▶ [Challenge]
Produce a word-for-word copy of the listing below without its pictures.

▶ [Source material]
....

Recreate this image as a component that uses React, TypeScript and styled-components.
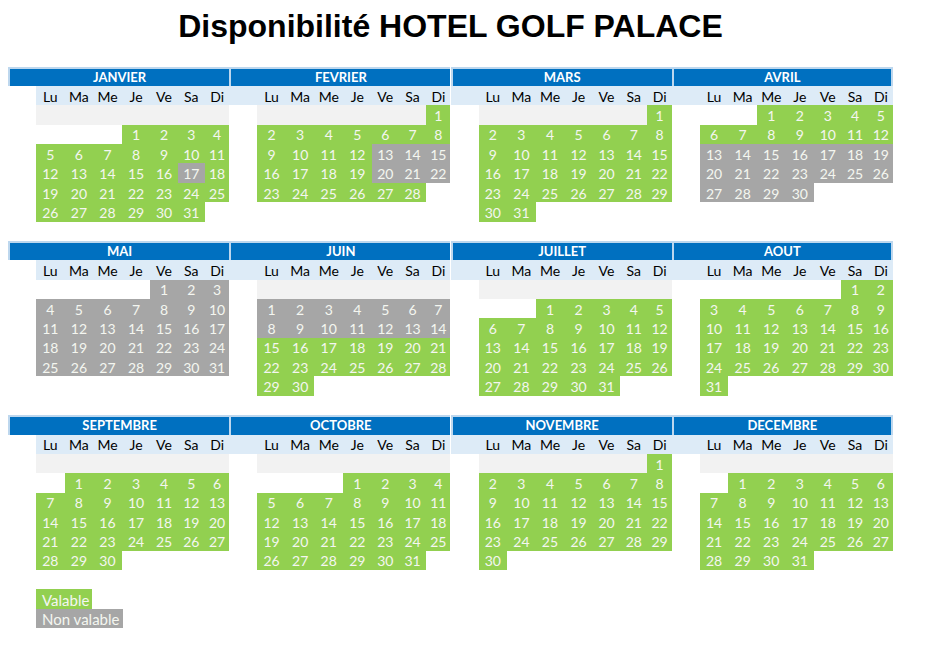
import React from "react";
import styled, { createGlobalStyle } from "styled-components";

const GlobalStyle = createGlobalStyle`
  html, body { margin: 0; padding: 0; background: #ffffff; }
  body { font-family: Lato, "Liberation Sans", sans-serif; }
`;

const ROW_H = 19.37;
const COLS = "28px 28.6px 28.6px 28.6px 28.6px 27.3px 27.3px 24.25px";

type CellKind = "green" | "gray" | "light" | "blank";

interface MonthData {
  name: string;
  start: number;
  row: number;
  days: number;
  leadGray: boolean;
  gray: number[];
}

const range = (a: number, b: number) => Array.from({ length: b - a + 1 }, (_, i) => a + i);

const MONTHS: MonthData[] = [
  { name: "JANVIER", start: 3, row: 1, days: 31, leadGray: false, gray: [17] },
  { name: "FEVRIER", start: 6, row: 0, days: 28, leadGray: true, gray: [13, 14, 15, 20, 21, 22] },
  { name: "MARS", start: 6, row: 0, days: 31, leadGray: true, gray: [] },
  { name: "AVRIL", start: 2, row: 0, days: 30, leadGray: false, gray: range(13, 30) },
  { name: "MAI", start: 4, row: 0, days: 31, leadGray: false, gray: range(1, 31) },
  { name: "JUIN", start: 0, row: 1, days: 30, leadGray: false, gray: range(1, 14) },
  { name: "JUILLET", start: 2, row: 1, days: 31, leadGray: false, gray: [] },
  { name: "AOUT", start: 5, row: 0, days: 31, leadGray: false, gray: [] },
  { name: "SEPTEMBRE", start: 1, row: 1, days: 30, leadGray: false, gray: [] },
  { name: "OCTOBRE", start: 3, row: 1, days: 31, leadGray: false, gray: [] },
  { name: "NOVEMBRE", start: 6, row: 0, days: 30, leadGray: true, gray: [] },
  { name: "DECEMBRE", start: 1, row: 1, days: 31, leadGray: false, gray: [] },
];

const DAY_NAMES = ["Lu", "Ma", "Me", "Je", "Ve", "Sa", "Di"];

const Page = styled.div`
  width: 885px;
  padding-left: 8px;
`;

const Title = styled.h1`
  margin: 0;
  padding-top: 10px;
  height: 32px;
  margin-bottom: 24.7px;
  font-family: "Liberation Sans", Arial, sans-serif;
  font-weight: bold;
  font-size: 32px;
  line-height: 32px;
  text-align: center;
  color: #000000;
`;

const Quarter = styled.div`
  display: flex;
  margin-bottom: ${ROW_H}px;
`;

const MonthBlock = styled.div`
  display: grid;
  grid-template-columns: ${COLS};
  grid-auto-rows: ${ROW_H}px;
  width: 221.25px;
`;

const Header = styled.div<{ $last: boolean }>`
  grid-column: 1 / -1;
  box-sizing: border-box;
  background: #0070c0;
  border-top: 2px solid #bdd7ee;
  border-left: 2px solid #bdd7ee;
  border-right: ${(p) => (p.$last ? "2px solid #bdd7ee" : "none")};
  color: #ffffff;
  font-family: Lato, "Liberation Sans", sans-serif;
  font-weight: bold;
  font-size: 13px;
  display: flex;
  align-items: center;
  justify-content: center;
  padding-bottom: 1px;
`;

const DayName = styled.div<{ $tinted: boolean }>`
  background: ${(p) => (p.$tinted ? "#ddebf7" : "#ffffff")};
  color: #000000;
  font-size: 14px;
  display: flex;
  align-items: center;
  justify-content: center;
  padding-top: 1px;
`;

const cellBg: Record<CellKind, string> = {
  green: "#92d050",
  gray: "#a6a6a6",
  light: "#f2f2f2",
  blank: "#ffffff",
};

const Cell = styled.div<{ $kind: CellKind }>`
  background: ${(p) => cellBg[p.$kind]};
  color: #f4f6f0;
  font-size: 14px;
  display: flex;
  align-items: center;
  justify-content: center;
  padding-top: 1px;
`;

const Legend = styled.div`
  display: grid;
  grid-template-columns: ${COLS};
  grid-auto-rows: ${ROW_H}px;
  width: 221.25px;
`;

const LegendItem = styled.div<{ $kind: "green" | "gray"; $span: number; $row: number }>`
  grid-column: 2 / span ${(p) => p.$span};
  grid-row: ${(p) => p.$row};
  justify-self: start;
  width: ${(p) => (p.$span === 2 ? "56px" : "87px")};
  box-sizing: border-box;
  background: ${(p) => cellBg[p.$kind]};
  color: #f4f6f0;
  font-size: 15px;
  padding-left: 6px;
  display: flex;
  align-items: center;
  padding-top: 1px;
`;

function Month({ m, index }: { m: MonthData; index: number }) {
  const cells: React.ReactNode[] = [];
  const offset = m.row * 7 + m.start;
  for (let r = 0; r < 6; r++) {
    cells.push(<Cell key={`b${r}`} $kind="blank" />);
    for (let c = 0; c < 7; c++) {
      const pos = r * 7 + c;
      const day = pos - offset + 1;
      let kind: CellKind = "blank";
      let label = "";
      if (day >= 1 && day <= m.days) {
        kind = m.gray.includes(day) ? "gray" : "green";
        label = String(day);
      } else if (r === 0 && (m.row === 1 || (m.leadGray && day < 1))) {
        kind = "light";
      }
      cells.push(
        <Cell key={`${r}-${c}`} $kind={kind}>
          {label}
        </Cell>
      );
    }
  }
  return (
    <MonthBlock>
      <Header $last={index % 4 === 3}>{m.name}</Header>
      <DayName $tinted={index % 4 !== 0} />
      {DAY_NAMES.map((d) => (
        <DayName key={d} $tinted>
          {d}
        </DayName>
      ))}
      {cells}
    </MonthBlock>
  );
}

export default function App() {
  const quarters = [0, 1, 2].map((q) => MONTHS.slice(q * 4, q * 4 + 4));
  return (
    <Page>
      <GlobalStyle />
      <Title>Disponibilité HOTEL GOLF PALACE</Title>
      {quarters.map((qs, qi) => (
        <Quarter key={qi}>
          {qs.map((m, mi) => (
            <Month key={m.name} m={m} index={qi * 4 + mi} />
          ))}
        </Quarter>
      ))}
      <Legend>
        <LegendItem $kind="green" $span={2} $row={1}>Valable</LegendItem>
        <LegendItem $kind="gray" $span={3} $row={2}>Non valable</LegendItem>
      </Legend>
    </Page>
  );
}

....

▶ [Reply to the task]
Recreate this image as a component that uses React, TypeScript and styled-components.
import React from "react";
import styled, { createGlobalStyle } from "styled-components";

const GlobalStyle = createGlobalStyle`
  html, body { margin: 0; padding: 0; background: #ffffff; }
  body { font-family: Lato, "Liberation Sans", sans-serif; }
`;

const ROW_H = 19.37;
const COLS = "28px 28.6px 28.6px 28.6px 28.6px 27.3px 27.3px 24.25px";

type CellKind = "green" | "gray" | "light" | "blank";

interface MonthData {
  name: string;
  start: number;
  row: number;
  days: number;
  leadGray: boolean;
  gray: number[];
}

const range = (a: number, b: number) => Array.from({ length: b - a + 1 }, (_, i) => a + i);

const MONTHS: MonthData[] = [
  { name: "JANVIER", start: 3, row: 1, days: 31, leadGray: false, gray: [17] },
  { name: "FEVRIER", start: 6, row: 0, days: 28, leadGray: true, gray: [13, 14, 15, 20, 21, 22] },
  { name: "MARS", start: 6, row: 0, days: 31, leadGray: true, gray: [] },
  { name: "AVRIL", start: 2, row: 0, days: 30, leadGray: false, gray: range(13, 30) },
  { name: "MAI", start: 4, row: 0, days: 31, leadGray: false, gray: range(1, 31) },
  { name: "JUIN", start: 0, row: 1, days: 30, leadGray: false, gray: range(1, 14) },
  { name: "JUILLET", start: 2, row: 1, days: 31, leadGray: false, gray: [] },
  { name: "AOUT", start: 5, row: 0, days: 31, leadGray: false, gray: [] },
  { name: "SEPTEMBRE", start: 1, row: 1, days: 30, leadGray: false, gray: [] },
  { name: "OCTOBRE", start: 3, row: 1, days: 31, leadGray: false, gray: [] },
  { name: "NOVEMBRE", start: 6, row: 0, days: 30, leadGray: true, gray: [] },
  { name: "DECEMBRE", start: 1, row: 1, days: 31, leadGray: false, gray: [] },
];

const DAY_NAMES = ["Lu", "Ma", "Me", "Je", "Ve", "Sa", "Di"];

const Page = styled.div`
  width: 885px;
  padding-left: 8px;
`;

const Title = styled.h1`
  margin: 0;
  padding-top: 10px;
  height: 32px;
  margin-bottom: 24.7px;
  font-family: "Liberation Sans", Arial, sans-serif;
  font-weight: bold;
  font-size: 32px;
  line-height: 32px;
  text-align: center;
  color: #000000;
`;

const Quarter = styled.div`
  display: flex;
  margin-bottom: ${ROW_H}px;
`;

const MonthBlock = styled.div`
  display: grid;
  grid-template-columns: ${COLS};
  grid-auto-rows: ${ROW_H}px;
  width: 221.25px;
`;

const Header = styled.div<{ $last: boolean }>`
  grid-column: 1 / -1;
  box-sizing: border-box;
  background: #0070c0;
  border-top: 2px solid #bdd7ee;
  border-left: 2px solid #bdd7ee;
  border-right: ${(p) => (p.$last ? "2px solid #bdd7ee" : "none")};
  color: #ffffff;
  font-family: Lato, "Liberation Sans", sans-serif;
  font-weight: bold;
  font-size: 13px;
  display: flex;
  align-items: center;
  justify-content: center;
  padding-bottom: 1px;
`;

const DayName = styled.div<{ $tinted: boolean }>`
  background: ${(p) => (p.$tinted ? "#ddebf7" : "#ffffff")};
  color: #000000;
  font-size: 14px;
  display: flex;
  align-items: center;
  justify-content: center;
  padding-top: 1px;
`;

const cellBg: Record<CellKind, string> = {
  green: "#92d050",
  gray: "#a6a6a6",
  light: "#f2f2f2",
  blank: "#ffffff",
};

const Cell = styled.div<{ $kind: CellKind }>`
  background: ${(p) => cellBg[p.$kind]};
  color: #f4f6f0;
  font-size: 14px;
  display: flex;
  align-items: center;
  justify-content: center;
  padding-top: 1px;
`;

const Legend = styled.div`
  display: grid;
  grid-template-columns: ${COLS};
  grid-auto-rows: ${ROW_H}px;
  width: 221.25px;
`;

const LegendItem = styled.div<{ $kind: "green" | "gray"; $span: number; $row: number }>`
  grid-column: 2 / span ${(p) => p.$span};
  grid-row: ${(p) => p.$row};
  justify-self: start;
  width: ${(p) => (p.$span === 2 ? "56px" : "87px")};
  box-sizing: border-box;
  background: ${(p) => cellBg[p.$kind]};
  color: #f4f6f0;
  font-size: 15px;
  padding-left: 6px;
  display: flex;
  align-items: center;
  padding-top: 1px;
`;

function Month({ m, index }: { m: MonthData; index: number }) {
  const cells: React.ReactNode[] = [];
  const offset = m.row * 7 + m.start;
  for (let r = 0; r < 6; r++) {
    cells.push(<Cell key={`b${r}`} $kind="blank" />);
    for (let c = 0; c < 7; c++) {
      const pos = r * 7 + c;
      const day = pos - offset + 1;
      let kind: CellKind = "blank";
      let label = "";
      if (day >= 1 && day <= m.days) {
        kind = m.gray.includes(day) ? "gray" : "green";
        label = String(day);
      } else if (r === 0 && (m.row === 1 || (m.leadGray && day < 1))) {
        kind = "light";
      }
      cells.push(
        <Cell key={`${r}-${c}`} $kind={kind}>
          {label}
        </Cell>
      );
    }
  }
  return (
    <MonthBlock>
      <Header $last={index % 4 === 3}>{m.name}</Header>
      <DayName $tinted={index % 4 !== 0} />
      {DAY_NAMES.map((d) => (
        <DayName key={d} $tinted>
          {d}
        </DayName>
      ))}
      {cells}
    </MonthBlock>
  );
}

export default function App() {
  const quarters = [0, 1, 2].map((q) => MONTHS.slice(q * 4, q * 4 + 4));
  return (
    <Page>
      <GlobalStyle />
      <Title>Disponibilité HOTEL GOLF PALACE</Title>
      {quarters.map((qs, qi) => (
        <Quarter key={qi}>
          {qs.map((m, mi) => (
            <Month key={m.name} m={m} index={qi * 4 + mi} />
          ))}
        </Quarter>
      ))}
      <Legend>
        <LegendItem $kind="green" $span={2} $row={1}>Valable</LegendItem>
        <LegendItem $kind="gray" $span={3} $row={2}>Non valable</LegendItem>
      </Legend>
    </Page>
  );
}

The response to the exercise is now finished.